[Stored data]
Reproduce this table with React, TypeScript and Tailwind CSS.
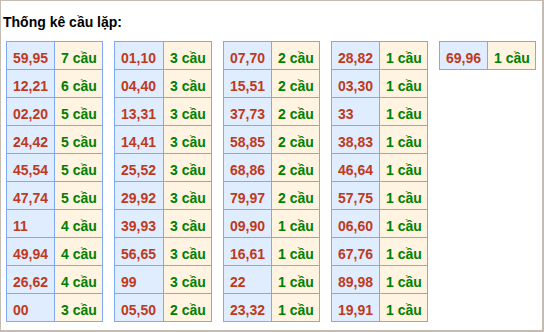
import React from "react";

type Row = [string, number];

const tables: { rows: Row[]; w1: number; w2: number }[] = [
  {
    w1: 48,
    w2: 48,
    rows: [
      ["59,95", 7], ["12,21", 6], ["02,20", 5], ["24,42", 5], ["45,54", 5],
      ["47,74", 5], ["11", 4], ["49,94", 4], ["26,62", 4], ["00", 3],
    ],
  },
  {
    w1: 49,
    w2: 48,
    rows: [
      ["01,10", 3], ["04,40", 3], ["13,31", 3], ["14,41", 3], ["25,52", 3],
      ["29,92", 3], ["39,93", 3], ["56,65", 3], ["99", 3], ["05,50", 2],
    ],
  },
  {
    w1: 48,
    w2: 48,
    rows: [
      ["07,70", 2], ["15,51", 2], ["37,73", 2], ["58,85", 2], ["68,86", 2],
      ["79,97", 2], ["09,90", 1], ["16,61", 1], ["22", 1], ["23,32", 1],
    ],
  },
  {
    w1: 48,
    w2: 48,
    rows: [
      ["28,82", 1], ["03,30", 1], ["33", 1], ["38,83", 1], ["46,64", 1],
      ["57,75", 1], ["06,60", 1], ["67,76", 1], ["89,98", 1], ["19,91", 1],
    ],
  },
  { w1: 48, w2: 48, rows: [["69,96", 1]] },
];

export default function App() {
  return (
    <div
      className="w-[544px] h-[332px] bg-white border-l border-t border-r-2 border-b-2 border-[#c4bcb0] overflow-hidden"
      style={{ fontFamily: '"Liberation Sans", Arial, sans-serif' }}
    >
      <div className="pl-[2px] pt-[11px] text-[14px] leading-[20px] font-bold text-black mb-[9px]">
        Thống kê cầu lặp:
      </div>
      <div className="flex items-start gap-[11px] pl-[5px]">
        {tables.map((t, ti) => (
          <div key={ti} className="flex flex-col border-l border-t border-[#80a9f5]">
            {t.rows.map(([n, c], ri) => (
              <div key={ri} className="flex h-[28px]">
                <div
                  className="h-full flex items-center pt-[4px] pl-[6px] bg-[#e0edff] border-r border-b border-[#80a9f5] text-[14px] font-bold text-[#bf3a1c] leading-none"
                  style={{ width: t.w1 }}
                >
                  {n}
                </div>
                <div
                  className="h-full flex items-center pt-[4px] pl-[6px] bg-[#fff4e1] border-r border-b border-[#80a9f5] text-[14px] font-bold text-[#008000] leading-none whitespace-nowrap"
                  style={{ width: t.w2 }}
                >
                  {c} cầu
                </div>
              </div>
            ))}
          </div>
        ))}
      </div>
    </div>
  );
}
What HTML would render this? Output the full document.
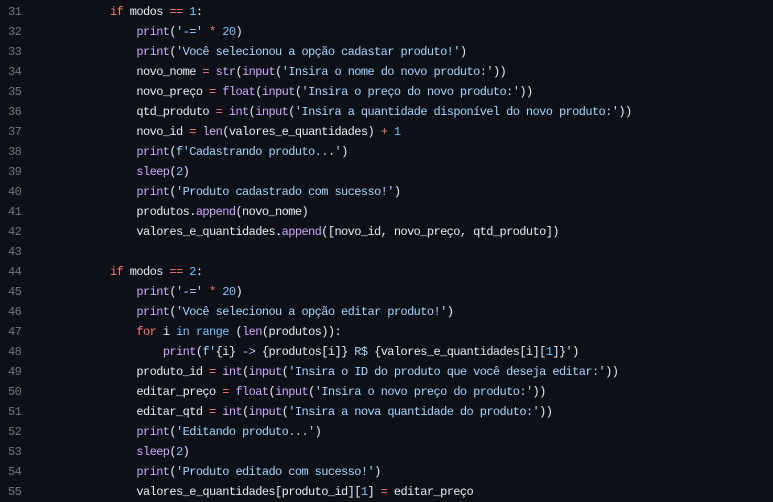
<!DOCTYPE html>
<html><head><meta charset="utf-8"><style>
html,body{margin:0;padding:0;background:#0d1117;width:773px;height:502px;overflow:hidden}
.ln{position:absolute;left:8px;top:2px;font:12px/20px "Liberation Mono",monospace;letter-spacing:-0.6px;color:#6e7681;white-space:pre}
.code{position:absolute;left:110px;top:2px;font:12px/20px "Liberation Mono",monospace;letter-spacing:-0.6px;color:#e6edf3;white-space:pre}
.k{color:#ff7b72}.f{color:#d2a8ff}.s{color:#a5d6ff}.n{color:#79c0ff}
</style></head><body>
<div class="ln">31
32
33
34
35
36
37
38
39
40
41
42
43
44
45
46
47
48
49
50
51
52
53
54
55</div>
<div class="code"><span class="k">if</span> modos <span class="k">==</span> <span class="n">1</span>:
    <span class="f">print</span>(<span class="s">'-='</span> <span class="k">*</span> <span class="n">20</span>)
    <span class="f">print</span>(<span class="s">'Você selecionou a opção cadastar produto!'</span>)
    novo_nome <span class="k">=</span> <span class="f">str</span>(<span class="f">input</span>(<span class="s">'Insira o nome do novo produto:'</span>))
    novo_preço <span class="k">=</span> <span class="f">float</span>(<span class="f">input</span>(<span class="s">'Insira o preço do novo produto:'</span>))
    qtd_produto <span class="k">=</span> <span class="f">int</span>(<span class="f">input</span>(<span class="s">'Insira a quantidade disponível do novo produto:'</span>))
    novo_id <span class="k">=</span> <span class="f">len</span>(valores_e_quantidades) <span class="k">+</span> <span class="n">1</span>
    <span class="f">print</span>(<span class="s">f'Cadastrando produto...'</span>)
    <span class="f">sleep</span>(<span class="n">2</span>)
    <span class="f">print</span>(<span class="s">'Produto cadastrado com sucesso!'</span>)
    produtos.<span class="f">append</span>(novo_nome)
    valores_e_quantidades.<span class="f">append</span>([novo_id, novo_preço, qtd_produto])

<span class="k">if</span> modos <span class="k">==</span> <span class="n">2</span>:
    <span class="f">print</span>(<span class="s">'-='</span> <span class="k">*</span> <span class="n">20</span>)
    <span class="f">print</span>(<span class="s">'Você selecionou a opção editar produto!'</span>)
    <span class="k">for</span> i <span class="n">in</span> <span class="n">range</span> (<span class="f">len</span>(produtos)):
        <span class="f">print</span>(<span class="s">f'</span>{i}<span class="s"> -&gt; </span>{produtos[i]}<span class="s"> R$ </span>{valores_e_quantidades[i][<span class="n">1</span>]}<span class="s">'</span>)
    produto_id <span class="k">=</span> <span class="f">int</span>(<span class="f">input</span>(<span class="s">'Insira o ID do produto que você deseja editar:'</span>))
    editar_preço <span class="k">=</span> <span class="f">float</span>(<span class="f">input</span>(<span class="s">'Insira o novo preço do produto:'</span>))
    editar_qtd <span class="k">=</span> <span class="f">int</span>(<span class="f">input</span>(<span class="s">'Insira a nova quantidade do produto:'</span>))
    <span class="f">print</span>(<span class="s">'Editando produto...'</span>)
    <span class="f">sleep</span>(<span class="n">2</span>)
    <span class="f">print</span>(<span class="s">'Produto editado com sucesso!'</span>)
    valores_e_quantidades[produto_id][<span class="n">1</span>] <span class="k">=</span> editar_preço</div>
</body></html>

**GIVEN REQUEST:**
List each line of the records that holds the string "this".

**THE SOLUTION:**
Reproduce this table with React, TypeScript and Tailwind CSS.
What HTML would render this? Output the full document.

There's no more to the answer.